How does one go about explaining PPD to someone who has never been through it? Is there a difference between PPD and depression? How long can PPD hang around?
This is the task that I have faced lately and I am not certain that I was up to it. Obviously I am able to explain what my experiences have been but there are many questions that I have begun to realise that I don't understand.
What are the differences between PPD and depression? Can PPD transform into depression?
I know that I have been engulfed in this darkness for about 4 years. For the first two I didn't understand what was going on and I didn't seek help. So for just over the past two years I have been struggling to pull out of the darkness that has had this terrible grip on me. There have been steps forward and leaps backwards. I have tried several different combinations of therapies and medications. I am still not at a place where I can say that I have survived this.
I was asked about my fear of relapse . . . is this fear rational if I am under treatment? How can one relapse if PPD is different from depression?
I don't have any answers to these questions.
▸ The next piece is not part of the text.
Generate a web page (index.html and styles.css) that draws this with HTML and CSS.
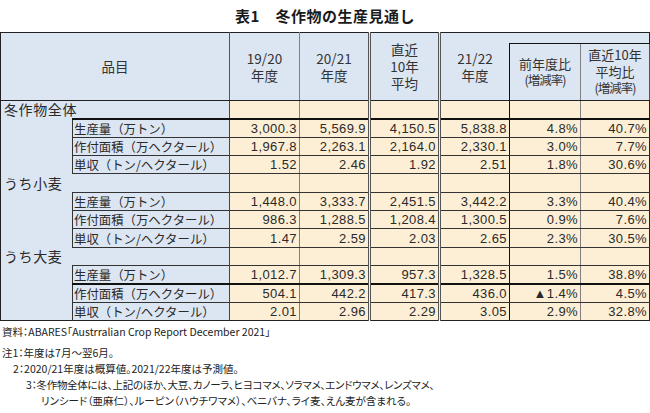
FILE: index.html
```html
<!DOCTYPE html>
<html lang="ja">
<head>
<meta charset="utf-8">
<title>表1 冬作物の生産見通し</title>
<link rel="stylesheet" href="styles.css">
</head>
<body>
<div class="page">
  <h1 class="title">表1　冬作物の生産見通し</h1>
  <table class="tbl">
    <colgroup>
      <col class="c-indent"><col class="c-item">
      <col class="c-num"><col class="c-num"><col class="c-num"><col class="c-num"><col class="c-num2"><col class="c-num3">
    </colgroup>
    <thead>
      <tr class="h1">
        <th colspan="2" rowspan="2" class="hd">品目</th>
        <th rowspan="2" class="hd v-gray">19/20<br>年度</th>
        <th rowspan="2" class="hd v-dbl">20/21<br>年度</th>
        <th rowspan="2" class="hd v-dbl">直近<br>10年<br>平均</th>
        <th rowspan="2" class="hd v-none">21/22<br>年度</th>
        <th colspan="2" class="hd strip"></th>
      </tr>
      <tr class="h2">
        <th class="hd v-gray l-black sm">前年度比<br><span class="paren">(増減率)</span></th>
        <th class="hd sm">直近10年<br>平均比<br><span class="paren">(増減率)</span></th>
      </tr>
    </thead>
    <tbody>
      <tr class="grp">
        <td colspan="2" class="glabel">冬作物全体</td>
        <td class="n v-gray"></td><td class="n v-dbl"></td><td class="n v-dbl"></td><td class="n v-black"></td><td class="n v-gray"></td><td class="n"></td>
      </tr>
      <tr class="thick">
        <td rowspan="3" class="indent"></td>
        <td class="item">生産量（万トン）</td>
        <td class="n v-gray">3,000.3</td><td class="n v-dbl">5,569.9</td><td class="n v-dbl">4,150.5</td><td class="n v-black">5,838.8</td><td class="n v-gray">4.8%</td><td class="n">40.7%</td>
      </tr>
      <tr>
        <td class="item">作付面積（万ヘクタール）</td>
        <td class="n v-gray">1,967.8</td><td class="n v-dbl">2,263.1</td><td class="n v-dbl">2,164.0</td><td class="n v-black">2,330.1</td><td class="n v-gray">3.0%</td><td class="n">7.7%</td>
      </tr>
      <tr>
        <td class="item">単収（トン/ヘクタール）</td>
        <td class="n v-gray">1.52</td><td class="n v-dbl">2.46</td><td class="n v-dbl">1.92</td><td class="n v-black">2.51</td><td class="n v-gray">1.8%</td><td class="n">30.6%</td>
      </tr>

      <tr class="grp">
        <td colspan="2" class="glabel">うち小麦</td>
        <td class="n v-gray"></td><td class="n v-dbl"></td><td class="n v-dbl"></td><td class="n v-black"></td><td class="n v-gray"></td><td class="n"></td>
      </tr>
      <tr>
        <td rowspan="3" class="indent"></td>
        <td class="item">生産量（万トン）</td>
        <td class="n v-gray">1,448.0</td><td class="n v-dbl">3,333.7</td><td class="n v-dbl">2,451.5</td><td class="n v-black">3,442.2</td><td class="n v-gray">3.3%</td><td class="n">40.4%</td>
      </tr>
      <tr>
        <td class="item">作付面積（万ヘクタール）</td>
        <td class="n v-gray">986.3</td><td class="n v-dbl">1,288.5</td><td class="n v-dbl">1,208.4</td><td class="n v-black">1,300.5</td><td class="n v-gray">0.9%</td><td class="n">7.6%</td>
      </tr>
      <tr>
        <td class="item">単収（トン/ヘクタール）</td>
        <td class="n v-gray">1.47</td><td class="n v-dbl">2.59</td><td class="n v-dbl">2.03</td><td class="n v-black">2.65</td><td class="n v-gray">2.3%</td><td class="n">30.5%</td>
      </tr>

      <tr class="grp">
        <td colspan="2" class="glabel">うち大麦</td>
        <td class="n v-gray"></td><td class="n v-dbl"></td><td class="n v-dbl"></td><td class="n v-black"></td><td class="n v-gray"></td><td class="n"></td>
      </tr>
      <tr>
        <td rowspan="3" class="indent"></td>
        <td class="item">生産量（万トン）</td>
        <td class="n v-gray">1,012.7</td><td class="n v-dbl">1,309.3</td><td class="n v-dbl">957.3</td><td class="n v-black">1,328.5</td><td class="n v-gray">1.5%</td><td class="n">38.8%</td>
      </tr>
      <tr class="thick">
        <td class="item">作付面積（万ヘクタール）</td>
        <td class="n v-gray">504.1</td><td class="n v-dbl">442.2</td><td class="n v-dbl">417.3</td><td class="n v-black">436.0</td><td class="n v-gray">▲1.4%</td><td class="n">4.5%</td>
      </tr>
      <tr class="last">
        <td class="item">単収（トン/ヘクタール）</td>
        <td class="n v-gray">2.01</td><td class="n v-dbl">2.96</td><td class="n v-dbl">2.29</td><td class="n v-black">3.05</td><td class="n v-gray">2.9%</td><td class="n">32.8%</td>
      </tr>
    </tbody>
  </table>

  <div class="notes">
    <p class="src">資料：ABARES「Austrralian Crop Report December 2021」</p>
    <p class="n1">注1：年度は7月～翌6月。</p>
    <p class="n2">2：2020/21年度は概算値。2021/22年度は予測値。</p>
    <p class="n3">3：冬作物全体には、上記のほか、大豆、カノーラ、ヒヨコマメ、ソラマメ、エンドウマメ、レンズマメ、</p>
    <p class="n4">リンシード（亜麻仁）、ルーピン（ハウチワマメ）、ベニバナ、ライ麦、えん麦が含まれる。</p>
  </div>
</div>
</body>
</html>
```
FILE: styles.css
```css
html, body {
  margin: 0;
  padding: 0;
  background: #ffffff;
}
body {
  font-family: "Noto Sans CJK JP", "Noto Sans", sans-serif;
  color: #1a1a1a;
}
.page {
  width: 650px;
}
.title {
  margin: 0;
  height: 32px;
  line-height: 32px;
  font-size: 15px;
  font-weight: bold;
  text-align: center;
  letter-spacing: 0.5px;
}
.tbl {
  border-collapse: collapse;
  table-layout: fixed;
  width: 649px;
  border: 1px solid #222;
}
.c-indent { width: 72px; }
.c-item { width: 157px; }
.c-num { width: 70px; }
.c-num2 { width: 71px; }
.c-num3 { width: 69px; }

.hd {
  background: #dce6f2;
  font-weight: normal;
  font-size: 13.5px;
  line-height: 17px;
  color: #333;
  padding: 0;
  border-right: 1px solid #555;
  border-bottom: 1px solid #222;
  vertical-align: middle;
}
.hd.sm { font-size: 13px; line-height: 16.5px; }
.paren { font-size: 12.5px; letter-spacing: -1px; }
.h1 { height: 11px; }
.h2 { height: 57px; }
.strip { border-bottom: 1px solid #111; border-right: 1px solid #222; }
.v-gray { border-right: 1px solid #808080; }
.v-dbl { border-right: 3px double #555; }
.v-none { border-right: none; }
.v-black { border-right: 1px solid #111; }
.l-black { border-left: 1px solid #111; }

tbody tr { height: 18.33px; }
tbody td {
  padding: 0;
  font-size: 13px;
  line-height: 14px;
  white-space: nowrap;
  overflow: visible;
}
.glabel {
  background: #dce6f2;
  font-size: 14px;
  letter-spacing: 0.6px;
  padding-left: 3px;
  vertical-align: middle;
  border-right: 1px solid #444;
  border-bottom: none;
  color: #2a2a2a;
}
.indent {
  background: #dce6f2;
  border-right: 1px solid #333;
}
.item {
  background: #dce6f2;
  font-size: 12.4px;
  padding-left: 1px;
  vertical-align: bottom;
  padding-bottom: 1px;
  border-top: 1px solid #333;
  border-bottom: 1px solid #333;
  border-right: 1px solid #444;
  color: #2a2a2a;
}
.n {
  background: #fdefd6;
  font-family: "Liberation Sans", Arial, sans-serif;
  font-size: 13px;
  letter-spacing: 0.4px;
  text-align: right;
  padding-right: 2px;
  vertical-align: bottom;
  padding-bottom: 1px;
  color: #2a2a2a;
  border-top: 1px solid #333;
  border-bottom: 1px solid #333;
}
tr.thick td { border-top: 2px solid #111; }
tr.thick td.indent { border-top: none; }
tr.last td { border-bottom: 1px solid #222; }

.notes {
  font-size: 10.5px;
  line-height: 16px;
  color: #222;
  font-feature-settings: "palt";
  padding-top: 3px;
}
.notes p {
  margin: 0;
  white-space: nowrap;
}
.src { padding-left: 2px; margin-bottom: 5px !important; }
.n1 { padding-left: 2px; }
.n2 { padding-left: 13px; }
.n3 { padding-left: 26px; letter-spacing: -0.3px; }
.n4 { padding-left: 41px; }
```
I do know that my current treatment has lightened my life but has not defeated the darkness. I know that the anger has been replaced by sadness. I am aware that I have better concentration and motivation but it is still not anywhere near what it once was. I find that I am still easily overwhelmed and that I tend to push to the side things that I cannot cope with or find answers to. So while things are better, I still struggle many days.
When will I be able to say that I have survived PPD?